(What is required): For each line in the data below that holds "React", return a copy.

━━ Source material

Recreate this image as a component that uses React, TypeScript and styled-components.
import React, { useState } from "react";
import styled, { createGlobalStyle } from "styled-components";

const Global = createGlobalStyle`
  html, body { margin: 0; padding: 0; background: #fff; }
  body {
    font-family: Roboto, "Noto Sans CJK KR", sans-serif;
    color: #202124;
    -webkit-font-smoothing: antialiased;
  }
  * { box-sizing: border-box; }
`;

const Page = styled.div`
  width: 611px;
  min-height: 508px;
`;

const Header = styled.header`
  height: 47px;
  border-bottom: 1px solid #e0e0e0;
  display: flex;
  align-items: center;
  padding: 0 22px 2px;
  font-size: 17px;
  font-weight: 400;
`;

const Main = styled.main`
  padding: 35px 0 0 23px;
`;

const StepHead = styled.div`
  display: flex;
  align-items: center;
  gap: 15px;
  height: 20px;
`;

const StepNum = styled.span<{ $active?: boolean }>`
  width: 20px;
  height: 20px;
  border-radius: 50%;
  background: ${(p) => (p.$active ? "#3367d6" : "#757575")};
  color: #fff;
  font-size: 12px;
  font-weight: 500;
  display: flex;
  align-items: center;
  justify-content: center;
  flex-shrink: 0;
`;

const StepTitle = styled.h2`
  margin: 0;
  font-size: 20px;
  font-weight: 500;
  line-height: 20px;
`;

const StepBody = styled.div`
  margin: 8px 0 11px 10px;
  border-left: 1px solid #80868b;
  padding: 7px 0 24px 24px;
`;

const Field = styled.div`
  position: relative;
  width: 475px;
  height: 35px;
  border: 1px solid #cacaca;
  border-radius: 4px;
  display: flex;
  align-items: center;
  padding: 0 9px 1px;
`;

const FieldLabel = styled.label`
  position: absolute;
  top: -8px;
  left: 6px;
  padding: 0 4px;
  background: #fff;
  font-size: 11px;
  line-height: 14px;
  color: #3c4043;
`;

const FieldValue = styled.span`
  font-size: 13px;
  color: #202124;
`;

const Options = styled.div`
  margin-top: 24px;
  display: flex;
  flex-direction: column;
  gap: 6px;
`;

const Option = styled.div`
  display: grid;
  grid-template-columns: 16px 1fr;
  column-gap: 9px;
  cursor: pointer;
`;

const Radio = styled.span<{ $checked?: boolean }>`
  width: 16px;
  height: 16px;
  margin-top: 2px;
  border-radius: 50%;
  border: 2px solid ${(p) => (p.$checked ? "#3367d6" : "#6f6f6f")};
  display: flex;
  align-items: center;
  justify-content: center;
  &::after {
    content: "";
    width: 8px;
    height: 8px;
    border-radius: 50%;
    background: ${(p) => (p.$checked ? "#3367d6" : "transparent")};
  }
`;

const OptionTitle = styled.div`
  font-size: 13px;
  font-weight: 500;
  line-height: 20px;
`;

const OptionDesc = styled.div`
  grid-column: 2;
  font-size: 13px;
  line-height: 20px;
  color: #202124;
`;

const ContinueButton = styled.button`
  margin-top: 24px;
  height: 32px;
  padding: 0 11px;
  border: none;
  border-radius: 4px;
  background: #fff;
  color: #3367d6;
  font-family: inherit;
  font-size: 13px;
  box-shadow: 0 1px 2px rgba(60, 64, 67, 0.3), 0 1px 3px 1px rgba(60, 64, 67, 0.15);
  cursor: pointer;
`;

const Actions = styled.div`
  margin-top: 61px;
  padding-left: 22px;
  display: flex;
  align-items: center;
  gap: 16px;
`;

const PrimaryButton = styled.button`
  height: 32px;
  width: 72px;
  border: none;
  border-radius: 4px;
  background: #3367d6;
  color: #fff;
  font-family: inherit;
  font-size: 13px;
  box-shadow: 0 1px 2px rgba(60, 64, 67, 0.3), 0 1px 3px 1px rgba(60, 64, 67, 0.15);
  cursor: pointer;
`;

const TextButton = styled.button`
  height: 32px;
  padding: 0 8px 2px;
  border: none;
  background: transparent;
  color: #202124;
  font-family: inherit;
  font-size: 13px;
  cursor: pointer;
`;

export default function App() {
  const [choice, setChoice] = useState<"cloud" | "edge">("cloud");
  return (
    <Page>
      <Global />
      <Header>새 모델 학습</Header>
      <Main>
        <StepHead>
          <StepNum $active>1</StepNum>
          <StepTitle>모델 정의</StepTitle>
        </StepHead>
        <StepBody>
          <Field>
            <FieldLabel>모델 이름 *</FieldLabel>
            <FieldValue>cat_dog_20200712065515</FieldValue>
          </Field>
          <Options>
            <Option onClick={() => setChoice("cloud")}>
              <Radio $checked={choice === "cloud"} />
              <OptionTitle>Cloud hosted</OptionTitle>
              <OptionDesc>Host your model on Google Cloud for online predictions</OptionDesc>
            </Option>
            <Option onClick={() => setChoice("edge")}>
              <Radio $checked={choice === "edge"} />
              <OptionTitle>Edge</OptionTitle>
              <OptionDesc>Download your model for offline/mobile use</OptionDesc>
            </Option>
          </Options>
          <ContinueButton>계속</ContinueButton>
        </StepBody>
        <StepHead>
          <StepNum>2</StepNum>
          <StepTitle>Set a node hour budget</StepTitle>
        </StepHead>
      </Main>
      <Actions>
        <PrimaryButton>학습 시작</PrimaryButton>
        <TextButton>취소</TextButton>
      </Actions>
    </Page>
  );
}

━━━━
━━ Source material

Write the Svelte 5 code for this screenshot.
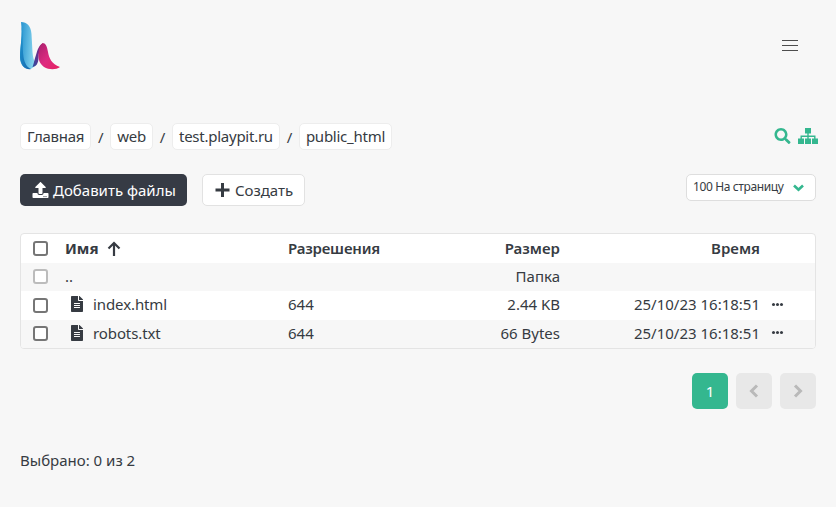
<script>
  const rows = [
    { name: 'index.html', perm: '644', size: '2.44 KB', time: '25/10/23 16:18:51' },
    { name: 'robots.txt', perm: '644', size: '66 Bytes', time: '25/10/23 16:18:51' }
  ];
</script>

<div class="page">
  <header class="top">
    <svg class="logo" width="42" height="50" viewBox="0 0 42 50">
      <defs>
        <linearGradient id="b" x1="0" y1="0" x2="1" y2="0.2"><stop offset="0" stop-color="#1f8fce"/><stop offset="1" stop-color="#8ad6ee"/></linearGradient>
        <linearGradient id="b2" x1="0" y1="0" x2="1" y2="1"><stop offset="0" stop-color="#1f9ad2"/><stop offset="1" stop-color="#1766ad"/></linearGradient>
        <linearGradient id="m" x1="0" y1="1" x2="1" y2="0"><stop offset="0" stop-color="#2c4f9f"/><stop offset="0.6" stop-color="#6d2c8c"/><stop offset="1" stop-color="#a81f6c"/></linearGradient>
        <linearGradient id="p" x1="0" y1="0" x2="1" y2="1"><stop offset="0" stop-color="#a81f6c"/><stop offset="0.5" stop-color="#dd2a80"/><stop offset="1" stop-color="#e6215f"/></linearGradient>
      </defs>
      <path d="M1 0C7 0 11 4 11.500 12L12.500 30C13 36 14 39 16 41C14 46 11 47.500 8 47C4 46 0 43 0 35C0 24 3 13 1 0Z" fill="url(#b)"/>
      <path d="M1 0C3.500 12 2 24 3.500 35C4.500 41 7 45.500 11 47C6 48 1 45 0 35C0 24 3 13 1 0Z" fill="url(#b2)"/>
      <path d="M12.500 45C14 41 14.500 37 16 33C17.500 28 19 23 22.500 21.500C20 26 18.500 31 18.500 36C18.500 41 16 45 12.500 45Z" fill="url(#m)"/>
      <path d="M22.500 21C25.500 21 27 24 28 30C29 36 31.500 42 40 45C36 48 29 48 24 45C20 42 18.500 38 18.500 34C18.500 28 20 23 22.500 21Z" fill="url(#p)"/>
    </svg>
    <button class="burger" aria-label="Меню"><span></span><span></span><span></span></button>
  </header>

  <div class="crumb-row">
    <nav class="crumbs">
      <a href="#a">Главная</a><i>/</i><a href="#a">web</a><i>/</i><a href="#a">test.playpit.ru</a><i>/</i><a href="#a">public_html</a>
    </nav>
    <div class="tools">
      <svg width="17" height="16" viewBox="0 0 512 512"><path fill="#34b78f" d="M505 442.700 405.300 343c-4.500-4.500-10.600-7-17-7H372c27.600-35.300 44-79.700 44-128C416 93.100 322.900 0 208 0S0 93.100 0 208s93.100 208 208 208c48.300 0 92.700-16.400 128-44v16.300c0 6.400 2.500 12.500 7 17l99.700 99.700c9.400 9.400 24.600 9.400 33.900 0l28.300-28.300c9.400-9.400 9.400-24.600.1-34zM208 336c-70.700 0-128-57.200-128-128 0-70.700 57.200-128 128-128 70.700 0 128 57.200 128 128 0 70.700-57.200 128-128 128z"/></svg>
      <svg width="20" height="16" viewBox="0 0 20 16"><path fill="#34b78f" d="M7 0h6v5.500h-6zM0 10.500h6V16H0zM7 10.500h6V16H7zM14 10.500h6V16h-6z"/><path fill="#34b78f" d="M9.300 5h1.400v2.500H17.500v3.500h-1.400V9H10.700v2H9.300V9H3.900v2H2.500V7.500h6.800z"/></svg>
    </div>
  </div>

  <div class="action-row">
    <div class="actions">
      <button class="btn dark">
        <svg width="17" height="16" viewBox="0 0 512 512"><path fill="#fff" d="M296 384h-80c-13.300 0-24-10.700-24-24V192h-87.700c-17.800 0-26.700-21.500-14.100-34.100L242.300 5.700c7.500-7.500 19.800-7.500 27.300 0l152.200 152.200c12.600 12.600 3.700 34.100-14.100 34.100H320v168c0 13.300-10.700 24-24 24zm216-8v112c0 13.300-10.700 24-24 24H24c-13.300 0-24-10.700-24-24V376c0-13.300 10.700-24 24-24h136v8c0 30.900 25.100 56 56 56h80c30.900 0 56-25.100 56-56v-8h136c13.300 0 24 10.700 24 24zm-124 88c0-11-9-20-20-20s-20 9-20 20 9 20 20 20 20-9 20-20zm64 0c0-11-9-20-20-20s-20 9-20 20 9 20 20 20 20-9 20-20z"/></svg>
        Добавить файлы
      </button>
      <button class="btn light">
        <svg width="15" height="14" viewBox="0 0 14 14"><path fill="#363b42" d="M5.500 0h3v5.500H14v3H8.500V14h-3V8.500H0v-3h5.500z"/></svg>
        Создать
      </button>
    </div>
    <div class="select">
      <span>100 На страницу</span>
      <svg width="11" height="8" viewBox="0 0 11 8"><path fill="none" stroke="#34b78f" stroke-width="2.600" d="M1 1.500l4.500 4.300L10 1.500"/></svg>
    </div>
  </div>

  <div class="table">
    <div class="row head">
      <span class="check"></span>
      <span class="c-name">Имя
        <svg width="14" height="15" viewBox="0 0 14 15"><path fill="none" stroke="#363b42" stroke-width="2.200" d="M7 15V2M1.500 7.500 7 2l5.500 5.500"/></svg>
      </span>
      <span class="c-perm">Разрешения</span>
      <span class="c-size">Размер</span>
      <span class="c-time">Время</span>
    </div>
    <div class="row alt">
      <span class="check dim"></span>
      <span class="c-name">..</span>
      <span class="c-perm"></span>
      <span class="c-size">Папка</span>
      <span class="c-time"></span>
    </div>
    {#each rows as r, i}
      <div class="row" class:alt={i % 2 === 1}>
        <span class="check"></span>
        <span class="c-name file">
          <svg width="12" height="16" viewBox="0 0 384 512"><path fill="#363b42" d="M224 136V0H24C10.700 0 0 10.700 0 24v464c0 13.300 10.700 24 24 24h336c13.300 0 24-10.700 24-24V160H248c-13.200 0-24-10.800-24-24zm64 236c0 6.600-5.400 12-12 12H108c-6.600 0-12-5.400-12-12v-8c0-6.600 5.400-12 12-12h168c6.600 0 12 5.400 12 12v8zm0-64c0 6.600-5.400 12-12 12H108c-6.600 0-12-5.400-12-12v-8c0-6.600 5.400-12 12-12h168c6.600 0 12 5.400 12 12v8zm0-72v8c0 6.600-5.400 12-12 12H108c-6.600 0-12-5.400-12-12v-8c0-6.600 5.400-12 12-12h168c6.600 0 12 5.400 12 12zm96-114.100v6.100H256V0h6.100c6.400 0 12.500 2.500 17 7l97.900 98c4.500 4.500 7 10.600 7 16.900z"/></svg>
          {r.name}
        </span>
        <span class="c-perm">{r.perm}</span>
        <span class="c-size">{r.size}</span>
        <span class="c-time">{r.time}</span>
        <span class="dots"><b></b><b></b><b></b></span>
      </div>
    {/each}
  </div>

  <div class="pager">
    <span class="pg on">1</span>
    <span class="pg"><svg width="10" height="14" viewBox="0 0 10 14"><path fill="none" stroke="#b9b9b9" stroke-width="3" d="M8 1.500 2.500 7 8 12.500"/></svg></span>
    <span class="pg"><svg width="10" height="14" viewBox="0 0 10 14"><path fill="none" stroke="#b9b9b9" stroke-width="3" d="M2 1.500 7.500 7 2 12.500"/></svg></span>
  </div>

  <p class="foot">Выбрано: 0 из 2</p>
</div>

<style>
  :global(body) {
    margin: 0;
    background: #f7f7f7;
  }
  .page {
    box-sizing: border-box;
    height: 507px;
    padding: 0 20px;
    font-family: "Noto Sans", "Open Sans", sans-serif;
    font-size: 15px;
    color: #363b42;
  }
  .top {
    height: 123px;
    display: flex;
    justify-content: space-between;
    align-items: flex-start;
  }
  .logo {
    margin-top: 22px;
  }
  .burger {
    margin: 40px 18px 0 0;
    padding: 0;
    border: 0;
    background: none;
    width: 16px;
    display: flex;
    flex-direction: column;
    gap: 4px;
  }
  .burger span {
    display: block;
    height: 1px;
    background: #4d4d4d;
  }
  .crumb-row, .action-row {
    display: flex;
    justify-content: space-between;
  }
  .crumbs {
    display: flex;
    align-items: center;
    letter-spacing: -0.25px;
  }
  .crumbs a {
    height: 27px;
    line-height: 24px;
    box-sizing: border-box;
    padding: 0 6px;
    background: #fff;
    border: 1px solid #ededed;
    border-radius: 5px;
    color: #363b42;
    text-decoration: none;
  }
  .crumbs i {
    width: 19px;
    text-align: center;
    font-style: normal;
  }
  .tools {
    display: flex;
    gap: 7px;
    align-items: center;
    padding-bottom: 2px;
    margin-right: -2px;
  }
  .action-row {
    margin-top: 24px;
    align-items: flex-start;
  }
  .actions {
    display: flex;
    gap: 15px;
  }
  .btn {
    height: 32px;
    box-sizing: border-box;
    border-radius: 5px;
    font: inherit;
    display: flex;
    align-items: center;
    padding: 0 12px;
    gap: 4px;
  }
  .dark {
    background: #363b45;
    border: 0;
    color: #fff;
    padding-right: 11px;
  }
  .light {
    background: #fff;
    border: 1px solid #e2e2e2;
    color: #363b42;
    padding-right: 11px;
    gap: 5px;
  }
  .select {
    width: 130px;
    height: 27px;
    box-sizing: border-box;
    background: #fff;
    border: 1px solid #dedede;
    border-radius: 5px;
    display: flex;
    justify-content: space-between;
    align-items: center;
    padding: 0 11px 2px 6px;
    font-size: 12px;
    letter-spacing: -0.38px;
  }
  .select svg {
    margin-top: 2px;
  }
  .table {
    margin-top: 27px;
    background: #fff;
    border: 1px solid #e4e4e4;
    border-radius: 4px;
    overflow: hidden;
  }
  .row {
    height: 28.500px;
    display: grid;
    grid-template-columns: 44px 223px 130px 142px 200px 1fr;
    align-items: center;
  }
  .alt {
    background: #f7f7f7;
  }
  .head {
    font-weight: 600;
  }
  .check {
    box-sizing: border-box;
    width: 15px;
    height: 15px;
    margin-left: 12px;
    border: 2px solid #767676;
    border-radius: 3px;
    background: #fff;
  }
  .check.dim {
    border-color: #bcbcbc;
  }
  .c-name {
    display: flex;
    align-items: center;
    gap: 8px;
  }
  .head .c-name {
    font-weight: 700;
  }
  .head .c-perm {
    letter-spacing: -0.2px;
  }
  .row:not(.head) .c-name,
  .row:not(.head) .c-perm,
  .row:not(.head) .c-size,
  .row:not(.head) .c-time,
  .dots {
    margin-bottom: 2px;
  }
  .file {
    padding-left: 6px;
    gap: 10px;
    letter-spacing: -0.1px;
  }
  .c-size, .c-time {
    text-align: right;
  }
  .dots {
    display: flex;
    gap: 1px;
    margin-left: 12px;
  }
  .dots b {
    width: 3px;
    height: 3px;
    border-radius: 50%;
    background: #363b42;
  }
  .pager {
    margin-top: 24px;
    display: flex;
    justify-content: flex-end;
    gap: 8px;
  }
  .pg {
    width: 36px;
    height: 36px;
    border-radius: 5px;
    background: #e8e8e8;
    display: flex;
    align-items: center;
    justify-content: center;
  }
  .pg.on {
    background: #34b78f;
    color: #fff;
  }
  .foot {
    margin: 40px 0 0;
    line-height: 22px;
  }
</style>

━━━━

(Task solution):
Recreate this image as a component that uses React, TypeScript and styled-components.
import React, { useState } from "react";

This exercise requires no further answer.